Shopify CEO Tobi Lutke explains Goodhart’s law and why he doesn’t like KPIs or OKRs “Goodhart’s law is real. The moment a metric becomes a goal, it’s no longer a useful metric
 No metric by itself is a complete heuristic for a complex business. There’s a million different tensions in a company, and you can’t keep all of them in harmony by optimizing for one thing.” For this reason, Shopify doesn’t use KPIs or OKRs. But as Tobi explains, this doesn’t mean they don’t value data and metrics. “We are extremely data informed. We have invested enormous amounts of money and time into systems that give us basically everything at our fingertips
 But what Shopify attempts to do is just not over-fit for what’s quantifiable.” People love optimizing for highly-quantifiable things because there’s immediate gratification that comes from seeing a number go up.
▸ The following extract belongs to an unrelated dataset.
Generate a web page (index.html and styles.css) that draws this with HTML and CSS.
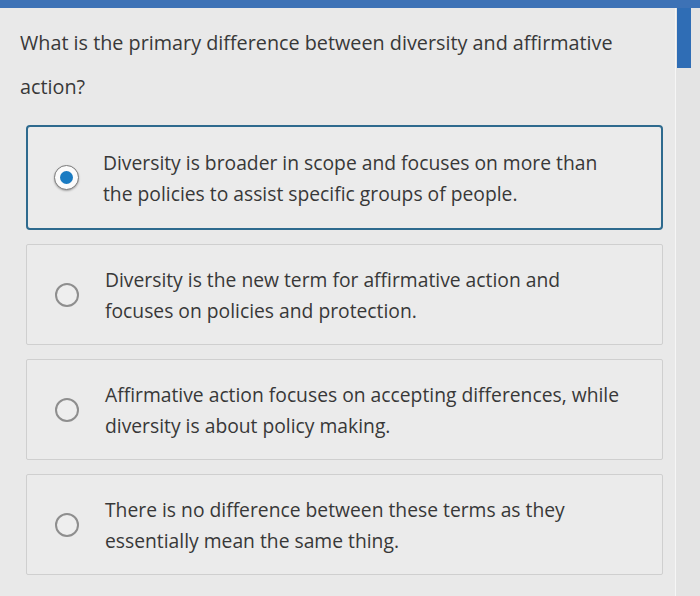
FILE: index.html
```html
<!DOCTYPE html>
<html>
<head>
<meta charset="utf-8">
<link rel="stylesheet" href="styles.css">
</head>
<body>
<div class="topbar"></div>
<div class="frame">
  <main class="content">
    <p class="question">What is the primary difference between diversity and affirmative action?</p>
    <div class="options">
      <label class="option selected">
        <span class="radio"><span class="dot"></span></span>
        <span class="text">Diversity is broader in scope and focuses on more than the policies to assist specific groups of people.</span>
      </label>
      <label class="option">
        <span class="radio"></span>
        <span class="text">Diversity is the new term for affirmative action and focuses on policies and protection.</span>
      </label>
      <label class="option">
        <span class="radio"></span>
        <span class="text">Affirmative action focuses on accepting differences, while diversity is about policy making.</span>
      </label>
      <label class="option">
        <span class="radio"></span>
        <span class="text">There is no difference between these terms as they essentially mean the same thing.</span>
      </label>
    </div>
  </main>
  <div class="scroll"><div class="thumb"></div></div>
</div>
</body>
</html>
```

FILE: styles.css
```css
html, body {
  margin: 0;
  padding: 0;
}
body {
  width: 700px;
  height: 596px;
  overflow: hidden;
  background: #e6e6e6;
  font-family: "Open Sans", "Liberation Sans", sans-serif;
  color: #383838;
}
.topbar {
  height: 8px;
  background: #3d72b6;
}
.frame {
  display: flex;
  height: 588px;
}
.content {
  width: 676px;
  border-right: 1px solid #f6f6f6;
  background: #e9e9e9;
  padding: 13px 0 0 20px;
  box-sizing: border-box;
}
.question {
  margin: 0;
  font-size: 19.8px;
  line-height: 44px;
  width: 610px;
}
.options {
  margin: 16px 0 0 6px;
  width: 637px;
  display: flex;
  flex-direction: column;
  gap: 14px;
}
.option {
  display: flex;
  align-items: center;
  height: 101px;
  box-sizing: border-box;
  border: 1px solid #cfcfcf;
  border-radius: 2px;
  background: #ebebeb;
  padding-left: 28px;
}
.option.selected {
  height: 105px;
  border: 2px solid #2e6a8e;
  border-radius: 4px;
  padding-left: 26px;
}
.radio {
  flex: none;
  width: 24px;
  height: 24px;
  box-sizing: border-box;
  border: 2px solid #8e8e8e;
  border-radius: 50%;
  background: #eeeeee;
  display: flex;
  align-items: center;
  justify-content: center;
}
.selected .radio {
  width: 25px;
  height: 25px;
  border: 1.5px solid #7c7c7c;
  background: #fbfbfb;
  box-shadow: 0 1px 2px rgba(0,0,0,0.3);
}
.dot {
  width: 13px;
  height: 13px;
  border-radius: 50%;
  background: #1a7bc2;
}
.text {
  margin-left: 26px;
  font-size: 19.3px;
  line-height: 31px;
  width: 524px;
}
.selected .text {
  margin-left: 24px;
}
.scroll {
  flex: 1;
  background: #e4e4e4;
  padding-left: 1px;
}
.thumb {
  width: 14px;
  height: 60px;
  background: #2f6db5;
}
```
But Tobi thinks that the most important aspects of a product are rarely quantifiable: “The overlap of the most valuable things you can do with a product and the things that happen to be fully quantifiable are like maybe 20%. Which leaves 80% of a value space unaddressable by the people who only look at quantifiable things.” He continues: “Shopify is comfortable with unquantifiable things like taste, quality, passion, love, hate
 The sort of deep satisfaction that a craftsperson feels when they’ve done a job well is actually a better proxy if you allow it to be.” They then have robust analytics systems that tell the company if something’s wrong or a new rollout breaks something. “We think about it as a cockpit for a pilot. The decisions are still made by pilots, and we think this leads to better results
 I think there needs to be more acceptance in business of unquantifiable things
 And then metrics take a support function.” Source: @lennysan (Feb 2025)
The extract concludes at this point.